Now: a little background on Smokey, followed by some other playing with bear and bare. (By the way, though these are homophones for many English speakers, including most Americans, there are English varieties in which they are distinct — but quite close phonetically, so the word play still works just fine.)

Smokey and his slogan. In my 2/1/16 posting “Only YOU”, a section on Smokey the Bear and the poster slogan “Only YOU can prevent forest fires!”, plus its abbreviated form, as here:


(#2) Note that Smokey, though [chuckle] bare-chested, has his (personalized) ranger hat on and is also wearing blue jeans, so he satisfies the strictures set out in #1; and of course the shovel (a ranger never goes out without his shovel)

Bear Naked Granola. Food playfulness. From my 6/18/21 posting “Annals of commercial naming: Bear Naked Granola”:

Bear Naked Granola … is knee-deep in playfulness, starting with the pun on [the mildly lubricious idiom] bare naked, so that on the one side, you get a reference to bears, with their fondness for nuts and fruits and honey (all relevant to granola); while on the other side, you get bare naked, suggesting purity and simplicity [BNG isn’t sweetened; but bare naked could also suggest licentiousness, see below]. And you also get the pop-culture view of bears, as cute and entertaining.


(#3) From a 2020 animated ad, with a little extra raunchiness (what’s that bear doing with its hands?)

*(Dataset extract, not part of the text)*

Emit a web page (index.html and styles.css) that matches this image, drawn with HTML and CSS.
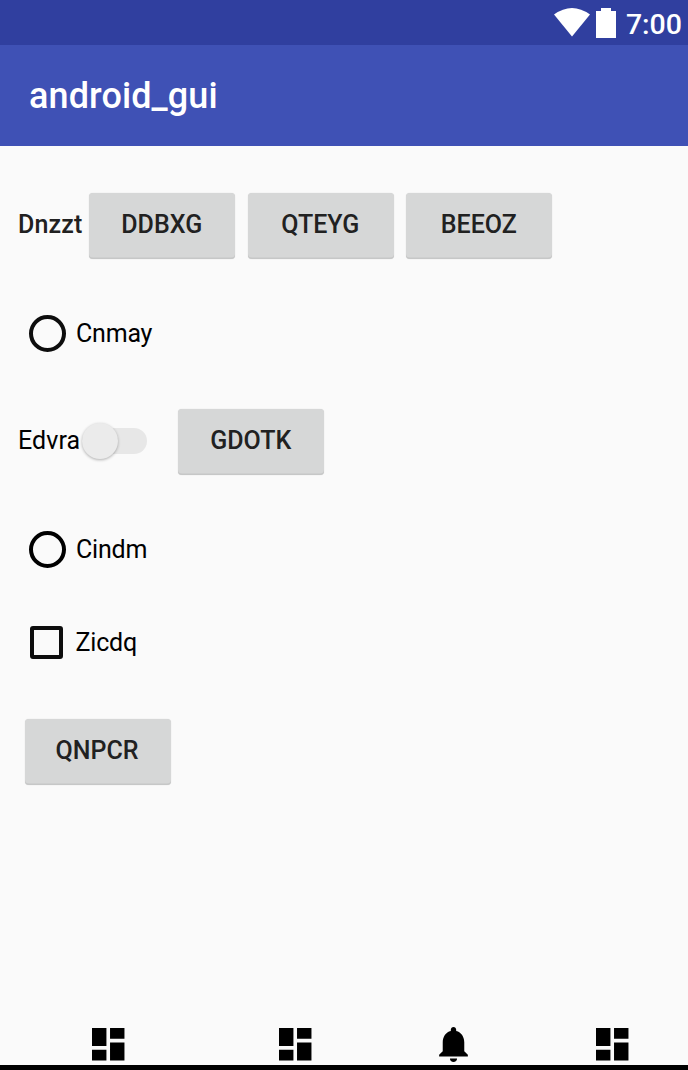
FILE: index.html
```html
<!DOCTYPE html>
<html lang="en">
<head>
<meta charset="utf-8">
<title>android_gui</title>
<link rel="stylesheet" href="styles.css">
</head>
<body>
<div class="screen">
  <div class="status">
    <svg class="wifi" width="36" height="29" viewBox="0 0 36 29"><path d="M0 6.500Q18-6.500 36 6.500L18 28.500z"/></svg>
    <svg class="battery" width="20" height="30" viewBox="0 0 20 30"><path d="M5 0h10v3H20v27H0V3h5z"/></svg>
    <span class="clock">7:00</span>
  </div>
  <header class="appbar"><h1 class="title">android_gui</h1></header>
  <main class="content">
    <div class="row row-top">
      <span class="label label-bold">Dnzzt</span>
      <button class="btn">DDBXG</button>
      <button class="btn">QTEYG</button>
      <button class="btn">BEEOZ</button>
    </div>
    <label class="row option"><span class="radio radio-soft"></span><span class="text">Cnmay</span></label>
    <div class="row row-switch">
      <span class="label label-switch">Edvra</span>
      <span class="switch"><span class="thumb"></span></span>
      <button class="btn">GDOTK</button>
    </div>
    <label class="row option option-second"><span class="radio"></span><span class="text">Cindm</span></label>
    <label class="row option option-check"><span class="check"></span><span class="text">Zicdq</span></label>
    <div class="row row-last"><button class="btn">QNPCR</button></div>
  </main>
  <nav class="nav">
    <svg class="tab tab-one" width="33" height="33" viewBox="3 3 18.300 18.300"><path d="M3 13h8V3H3v10zm0 8h8v-6H3v6zm10 0h8V11h-8v10zm0-18v6h8V3h-8z"/></svg>
    <svg class="tab tab-two" width="33" height="33" viewBox="3 3 18.300 18.300"><path d="M3 13h8V3H3v10zm0 8h8v-6H3v6zm10 0h8V11h-8v10zm0-18v6h8V3h-8z"/></svg>
    <svg class="tab tab-bell" width="29" height="35" viewBox="4 2.500 16 19.500"><path d="M12 22c1.100 0 2-.9 2-2h-4c0 1.100.9 2 2 2zm6-6v-5c0-3.070-1.640-5.640-4.500-6.320V4c0-.83-.67-1.500-1.500-1.500s-1.500.67-1.500 1.500v.68C7.630 5.360 6 7.920 6 11v5l-2 2v1h16v-1l-2-2z"/></svg>
    <svg class="tab tab-four" width="33" height="33" viewBox="3 3 18.300 18.300"><path d="M3 13h8V3H3v10zm0 8h8v-6H3v6zm10 0h8V11h-8v10zm0-18v6h8V3h-8z"/></svg>
  </nav>
</div>
</body>
</html>
```
FILE: styles.css
```css
* { box-sizing: border-box; }
body { margin: 0; font-family: Roboto, sans-serif; color: #000; }
.screen { width: 688px; height: 1070px; display: flex; flex-direction: column; background: #fafafa; border-bottom: 5px solid #000; overflow: hidden; }
.status { height: 45px; flex: none; display: flex; justify-content: flex-end; align-items: flex-start; padding: 8px 6px 0 0; background: #303f9f; color: #fff; fill: #fff; }
.battery { margin-left: 6px; }
.clock { margin-left: 9.500px; font-size: 28.500px; line-height: 34px; font-weight: 500; }
.appbar { height: 101px; flex: none; display: flex; align-items: center; padding-left: 29px; background: #3f51b5; color: #fff; }
.title { margin: 0; font-size: 36px; font-weight: 500; line-height: 42px; letter-spacing: .1px; }
.content { flex: 1; padding-top: 45px; }
.row { display: flex; align-items: center; height: 68px; }
.label, .text { font-size: 25px; line-height: 30px; }
.label { margin-left: 18px; flex: none; }
.label-bold { width: 71.250px; font-weight: 500; color: #212121; letter-spacing: .15px; }
.label-switch { width: 64px; letter-spacing: .1px; }
.btn { width: 146px; height: 66px; flex: none; margin: 2px 12.500px 0 0; padding: 0 1px 3px 0; border: 0; border-radius: 4px; background: #d6d7d7; color: #212121; font: 500 25px/30px Roboto, sans-serif; box-shadow: inset 0 -1.500px 0 #c6c7c7, 0 0 1px rgba(0, 0, 0, .2); }
.row-switch .btn, .row-last .btn { margin-top: 1px; padding-bottom: 1px; }
.option { height: 41px; margin-top: 54px; }
.radio { width: 37px; height: 37px; margin-left: 28.500px; border: 4px solid #000; border-radius: 50%; }
.radio-soft { border-color: #0d0d0d; }
.text { margin: 0 0 0 10.500px; letter-spacing: -.2px; }
.row-switch { margin-top: 53px; }
.switch { width: 65px; height: 26px; margin-right: 31.250px; border-radius: 13px; background: #e7e7e7; display: flex; align-items: center; }
.thumb { width: 36px; height: 36px; flex: none; border-radius: 50%; background: #ebebeb; box-shadow: 0 1px 3px rgba(0, 0, 0, .3); }
.option-second { margin-top: 54px; }
.option-check { margin-top: 52px; }
.check { width: 33px; height: 33px; margin-left: 30px; border: 4px solid #0d0d0d; border-radius: 3px; }
.option-check .text { margin-left: 12.500px; }
.row-last { margin-top: 54px; padding-left: 24.500px; }
.nav { display: flex; align-items: center; height: 42px; padding-left: 91.750px; }
.tab-two { margin-left: 154px; }
.tab-bell { margin-left: 127.250px; }
.tab-four { margin-left: 127.500px; }
```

BNG is now my regular breakfast cereal (with some trail mix added for still more fruit and nuts, plus fresh berries — blueberries when I can get them — with plain yogurt and milk).

Bare Bear poets. Now for a bit that’s not for the sexually modest, since the photo in it has a fuzzy flaccid penis in it, off at an edge. But I view the photo as work of art and therefore exempt from the ban on the depiction of naughty bits on WordPress, so I reproduce it here as Richard Avedon originally published it. In any case, from my 9/22/16 posting “Bare Bear poets in their youth”:

In a full-page ad (p. 11) in the 9/26/16 New York Review of Books (for a photography exhibition at the Fraenkel Gallery in San Francisco), celebrated fashion and portrait photographer Richard Avedon’s photo of poets Peter Orlovsky and Allen Ginsberg, naked and in a hairy phase, in New York on December 30, 1963.


(#4) Ginsberg was clearly a bear (as a physical / identity type of gay man), but Orlovsky was, strictly speaking, bear-adjacent, more of an otter physically; but the bare bear joke is irresistible

… The photo is often reproduced with Orlovsky’s dick cropped out (ouch), but I [don’t] do that here, because I think that misrepresents Avedon’s intentions, which were to portray a pair of lovers. Without the dick, what we’ve got is two bearded hippie buddies hangin’ out together. The dick is a sign of sexual connection — by no means the two men’s only connection (they were together for over 40 years, until Ginsberg died), but still an important point.